#### [Material shown]
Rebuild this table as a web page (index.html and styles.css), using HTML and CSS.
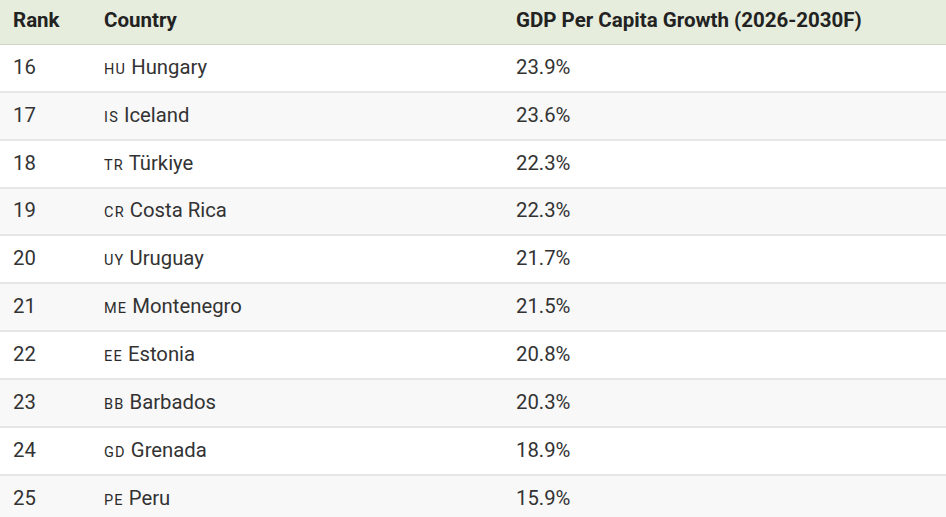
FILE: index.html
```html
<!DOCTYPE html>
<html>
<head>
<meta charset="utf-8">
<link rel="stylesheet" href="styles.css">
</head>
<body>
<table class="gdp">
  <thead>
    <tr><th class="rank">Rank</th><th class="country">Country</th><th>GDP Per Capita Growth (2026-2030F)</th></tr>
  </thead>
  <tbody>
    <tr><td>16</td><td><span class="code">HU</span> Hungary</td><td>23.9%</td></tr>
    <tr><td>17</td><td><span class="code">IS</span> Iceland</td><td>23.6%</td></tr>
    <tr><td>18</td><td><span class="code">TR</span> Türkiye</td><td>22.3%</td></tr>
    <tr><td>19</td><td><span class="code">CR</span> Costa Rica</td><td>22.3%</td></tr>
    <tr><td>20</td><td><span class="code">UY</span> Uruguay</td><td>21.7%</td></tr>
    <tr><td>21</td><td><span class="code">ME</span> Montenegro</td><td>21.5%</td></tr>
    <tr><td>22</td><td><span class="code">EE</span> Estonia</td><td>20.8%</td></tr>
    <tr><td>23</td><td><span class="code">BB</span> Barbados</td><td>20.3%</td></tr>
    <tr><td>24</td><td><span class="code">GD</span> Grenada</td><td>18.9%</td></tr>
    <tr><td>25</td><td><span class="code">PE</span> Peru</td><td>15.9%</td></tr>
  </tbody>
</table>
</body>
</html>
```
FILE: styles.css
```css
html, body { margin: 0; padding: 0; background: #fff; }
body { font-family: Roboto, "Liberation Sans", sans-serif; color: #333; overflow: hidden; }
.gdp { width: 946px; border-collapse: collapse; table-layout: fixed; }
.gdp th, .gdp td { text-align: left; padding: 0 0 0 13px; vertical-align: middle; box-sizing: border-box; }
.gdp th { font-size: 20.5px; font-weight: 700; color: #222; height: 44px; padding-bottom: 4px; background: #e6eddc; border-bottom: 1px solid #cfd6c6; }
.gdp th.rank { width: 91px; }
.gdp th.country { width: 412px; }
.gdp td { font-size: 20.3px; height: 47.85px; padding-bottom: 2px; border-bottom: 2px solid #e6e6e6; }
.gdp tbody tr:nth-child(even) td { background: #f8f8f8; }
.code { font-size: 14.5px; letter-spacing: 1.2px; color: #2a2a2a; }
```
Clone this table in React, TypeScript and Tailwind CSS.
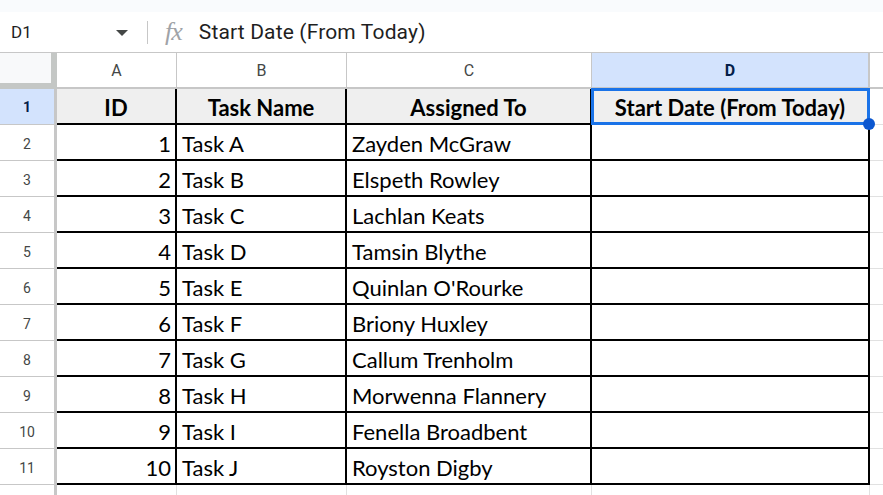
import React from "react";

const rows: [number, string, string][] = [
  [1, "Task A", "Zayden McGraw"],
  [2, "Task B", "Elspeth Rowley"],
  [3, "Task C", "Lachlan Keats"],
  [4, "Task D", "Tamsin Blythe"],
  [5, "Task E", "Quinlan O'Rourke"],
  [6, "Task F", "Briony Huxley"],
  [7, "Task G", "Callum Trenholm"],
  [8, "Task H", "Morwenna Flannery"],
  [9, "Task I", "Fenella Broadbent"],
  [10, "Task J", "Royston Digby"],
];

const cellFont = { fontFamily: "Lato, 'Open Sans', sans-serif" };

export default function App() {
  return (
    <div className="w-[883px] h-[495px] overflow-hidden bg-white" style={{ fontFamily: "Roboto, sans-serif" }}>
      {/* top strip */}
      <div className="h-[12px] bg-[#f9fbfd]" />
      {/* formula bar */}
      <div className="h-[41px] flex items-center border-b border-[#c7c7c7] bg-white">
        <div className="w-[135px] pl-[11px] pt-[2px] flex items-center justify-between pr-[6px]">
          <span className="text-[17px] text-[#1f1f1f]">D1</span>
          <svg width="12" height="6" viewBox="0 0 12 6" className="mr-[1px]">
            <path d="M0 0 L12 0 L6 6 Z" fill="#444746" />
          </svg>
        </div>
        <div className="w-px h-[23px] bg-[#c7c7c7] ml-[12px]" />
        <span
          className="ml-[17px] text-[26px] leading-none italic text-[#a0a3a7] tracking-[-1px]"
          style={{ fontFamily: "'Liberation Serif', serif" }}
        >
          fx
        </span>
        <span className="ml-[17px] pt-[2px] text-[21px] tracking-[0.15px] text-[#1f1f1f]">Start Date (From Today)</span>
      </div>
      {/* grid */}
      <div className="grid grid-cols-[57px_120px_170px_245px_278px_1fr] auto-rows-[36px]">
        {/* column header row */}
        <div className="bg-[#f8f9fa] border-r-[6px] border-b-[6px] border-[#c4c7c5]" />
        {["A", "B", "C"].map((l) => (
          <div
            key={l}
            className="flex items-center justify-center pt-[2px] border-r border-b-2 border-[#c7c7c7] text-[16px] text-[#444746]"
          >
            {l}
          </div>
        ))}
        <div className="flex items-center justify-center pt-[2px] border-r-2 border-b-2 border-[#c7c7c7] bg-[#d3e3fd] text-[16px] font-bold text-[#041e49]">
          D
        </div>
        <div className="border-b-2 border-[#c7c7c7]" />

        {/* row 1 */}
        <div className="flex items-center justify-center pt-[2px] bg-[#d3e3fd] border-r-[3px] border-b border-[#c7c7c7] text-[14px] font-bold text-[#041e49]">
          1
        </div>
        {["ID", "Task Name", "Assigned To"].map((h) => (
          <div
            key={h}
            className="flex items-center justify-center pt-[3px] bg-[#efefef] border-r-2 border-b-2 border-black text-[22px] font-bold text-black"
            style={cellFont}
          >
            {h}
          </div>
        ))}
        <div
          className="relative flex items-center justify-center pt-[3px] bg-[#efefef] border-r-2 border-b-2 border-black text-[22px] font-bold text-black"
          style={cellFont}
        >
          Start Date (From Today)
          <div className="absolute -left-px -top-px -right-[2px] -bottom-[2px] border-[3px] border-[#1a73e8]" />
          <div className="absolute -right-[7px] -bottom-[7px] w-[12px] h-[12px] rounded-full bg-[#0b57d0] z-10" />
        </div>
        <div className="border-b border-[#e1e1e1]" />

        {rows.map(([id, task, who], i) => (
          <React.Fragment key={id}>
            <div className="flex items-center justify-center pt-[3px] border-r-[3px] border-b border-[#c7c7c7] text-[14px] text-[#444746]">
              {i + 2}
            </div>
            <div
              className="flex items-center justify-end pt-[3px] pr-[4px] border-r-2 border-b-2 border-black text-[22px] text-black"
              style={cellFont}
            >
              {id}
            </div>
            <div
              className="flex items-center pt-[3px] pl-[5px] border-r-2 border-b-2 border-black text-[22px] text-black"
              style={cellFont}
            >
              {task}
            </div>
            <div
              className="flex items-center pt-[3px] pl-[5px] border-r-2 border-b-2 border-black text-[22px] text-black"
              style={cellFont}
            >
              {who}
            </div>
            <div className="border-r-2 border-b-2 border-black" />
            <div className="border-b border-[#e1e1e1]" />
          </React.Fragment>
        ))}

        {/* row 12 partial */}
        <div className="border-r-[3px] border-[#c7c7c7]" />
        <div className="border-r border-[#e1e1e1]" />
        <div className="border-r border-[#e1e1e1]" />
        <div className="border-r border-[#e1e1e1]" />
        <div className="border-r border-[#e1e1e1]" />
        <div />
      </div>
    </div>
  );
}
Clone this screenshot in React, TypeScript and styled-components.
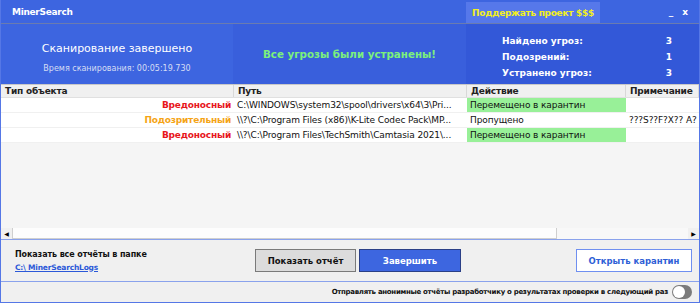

#### [Task to carry out]
The records above are to be reproduced exactly; the pictures are to be left out.

#### [Response for this exercise]
Rebuild this table as a web page (index.html and styles.css), using HTML and CSS.
FILE: index.html
```html
<!DOCTYPE html>
<html>
<head>
<meta charset="utf-8">
<link rel="stylesheet" href="styles.css">
</head>
<body>
<table class="gdp">
  <thead>
    <tr><th class="rank">Rank</th><th class="country">Country</th><th>GDP Per Capita Growth (2026-2030F)</th></tr>
  </thead>
  <tbody>
    <tr><td>16</td><td><span class="code">HU</span> Hungary</td><td>23.9%</td></tr>
    <tr><td>17</td><td><span class="code">IS</span> Iceland</td><td>23.6%</td></tr>
    <tr><td>18</td><td><span class="code">TR</span> Türkiye</td><td>22.3%</td></tr>
    <tr><td>19</td><td><span class="code">CR</span> Costa Rica</td><td>22.3%</td></tr>
    <tr><td>20</td><td><span class="code">UY</span> Uruguay</td><td>21.7%</td></tr>
    <tr><td>21</td><td><span class="code">ME</span> Montenegro</td><td>21.5%</td></tr>
    <tr><td>22</td><td><span class="code">EE</span> Estonia</td><td>20.8%</td></tr>
    <tr><td>23</td><td><span class="code">BB</span> Barbados</td><td>20.3%</td></tr>
    <tr><td>24</td><td><span class="code">GD</span> Grenada</td><td>18.9%</td></tr>
    <tr><td>25</td><td><span class="code">PE</span> Peru</td><td>15.9%</td></tr>
  </tbody>
</table>
</body>
</html>
```
FILE: styles.css
```css
html, body { margin: 0; padding: 0; background: #fff; }
body { font-family: Roboto, "Liberation Sans", sans-serif; color: #333; overflow: hidden; }
.gdp { width: 946px; border-collapse: collapse; table-layout: fixed; }
.gdp th, .gdp td { text-align: left; padding: 0 0 0 13px; vertical-align: middle; box-sizing: border-box; }
.gdp th { font-size: 20.5px; font-weight: 700; color: #222; height: 44px; padding-bottom: 4px; background: #e6eddc; border-bottom: 1px solid #cfd6c6; }
.gdp th.rank { width: 91px; }
.gdp th.country { width: 412px; }
.gdp td { font-size: 20.3px; height: 47.85px; padding-bottom: 2px; border-bottom: 2px solid #e6e6e6; }
.gdp tbody tr:nth-child(even) td { background: #f8f8f8; }
.code { font-size: 14.5px; letter-spacing: 1.2px; color: #2a2a2a; }
```
Clone this table in React, TypeScript and Tailwind CSS.
import React from "react";

const rows: [number, string, string][] = [
  [1, "Task A", "Zayden McGraw"],
  [2, "Task B", "Elspeth Rowley"],
  [3, "Task C", "Lachlan Keats"],
  [4, "Task D", "Tamsin Blythe"],
  [5, "Task E", "Quinlan O'Rourke"],
  [6, "Task F", "Briony Huxley"],
  [7, "Task G", "Callum Trenholm"],
  [8, "Task H", "Morwenna Flannery"],
  [9, "Task I", "Fenella Broadbent"],
  [10, "Task J", "Royston Digby"],
];

const cellFont = { fontFamily: "Lato, 'Open Sans', sans-serif" };

export default function App() {
  return (
    <div className="w-[883px] h-[495px] overflow-hidden bg-white" style={{ fontFamily: "Roboto, sans-serif" }}>
      {/* top strip */}
      <div className="h-[12px] bg-[#f9fbfd]" />
      {/* formula bar */}
      <div className="h-[41px] flex items-center border-b border-[#c7c7c7] bg-white">
        <div className="w-[135px] pl-[11px] pt-[2px] flex items-center justify-between pr-[6px]">
          <span className="text-[17px] text-[#1f1f1f]">D1</span>
          <svg width="12" height="6" viewBox="0 0 12 6" className="mr-[1px]">
            <path d="M0 0 L12 0 L6 6 Z" fill="#444746" />
          </svg>
        </div>
        <div className="w-px h-[23px] bg-[#c7c7c7] ml-[12px]" />
        <span
          className="ml-[17px] text-[26px] leading-none italic text-[#a0a3a7] tracking-[-1px]"
          style={{ fontFamily: "'Liberation Serif', serif" }}
        >
          fx
        </span>
        <span className="ml-[17px] pt-[2px] text-[21px] tracking-[0.15px] text-[#1f1f1f]">Start Date (From Today)</span>
      </div>
      {/* grid */}
      <div className="grid grid-cols-[57px_120px_170px_245px_278px_1fr] auto-rows-[36px]">
        {/* column header row */}
        <div className="bg-[#f8f9fa] border-r-[6px] border-b-[6px] border-[#c4c7c5]" />
        {["A", "B", "C"].map((l) => (
          <div
            key={l}
            className="flex items-center justify-center pt-[2px] border-r border-b-2 border-[#c7c7c7] text-[16px] text-[#444746]"
          >
            {l}
          </div>
        ))}
        <div className="flex items-center justify-center pt-[2px] border-r-2 border-b-2 border-[#c7c7c7] bg-[#d3e3fd] text-[16px] font-bold text-[#041e49]">
          D
        </div>
        <div className="border-b-2 border-[#c7c7c7]" />

        {/* row 1 */}
        <div className="flex items-center justify-center pt-[2px] bg-[#d3e3fd] border-r-[3px] border-b border-[#c7c7c7] text-[14px] font-bold text-[#041e49]">
          1
        </div>
        {["ID", "Task Name", "Assigned To"].map((h) => (
          <div
            key={h}
            className="flex items-center justify-center pt-[3px] bg-[#efefef] border-r-2 border-b-2 border-black text-[22px] font-bold text-black"
            style={cellFont}
          >
            {h}
          </div>
        ))}
        <div
          className="relative flex items-center justify-center pt-[3px] bg-[#efefef] border-r-2 border-b-2 border-black text-[22px] font-bold text-black"
          style={cellFont}
        >
          Start Date (From Today)
          <div className="absolute -left-px -top-px -right-[2px] -bottom-[2px] border-[3px] border-[#1a73e8]" />
          <div className="absolute -right-[7px] -bottom-[7px] w-[12px] h-[12px] rounded-full bg-[#0b57d0] z-10" />
        </div>
        <div className="border-b border-[#e1e1e1]" />

        {rows.map(([id, task, who], i) => (
          <React.Fragment key={id}>
            <div className="flex items-center justify-center pt-[3px] border-r-[3px] border-b border-[#c7c7c7] text-[14px] text-[#444746]">
              {i + 2}
            </div>
            <div
              className="flex items-center justify-end pt-[3px] pr-[4px] border-r-2 border-b-2 border-black text-[22px] text-black"
              style={cellFont}
            >
              {id}
            </div>
            <div
              className="flex items-center pt-[3px] pl-[5px] border-r-2 border-b-2 border-black text-[22px] text-black"
              style={cellFont}
            >
              {task}
            </div>
            <div
              className="flex items-center pt-[3px] pl-[5px] border-r-2 border-b-2 border-black text-[22px] text-black"
              style={cellFont}
            >
              {who}
            </div>
            <div className="border-r-2 border-b-2 border-black" />
            <div className="border-b border-[#e1e1e1]" />
          </React.Fragment>
        ))}

        {/* row 12 partial */}
        <div className="border-r-[3px] border-[#c7c7c7]" />
        <div className="border-r border-[#e1e1e1]" />
        <div className="border-r border-[#e1e1e1]" />
        <div className="border-r border-[#e1e1e1]" />
        <div className="border-r border-[#e1e1e1]" />
        <div />
      </div>
    </div>
  );
}
Clone this screenshot in React, TypeScript and styled-components.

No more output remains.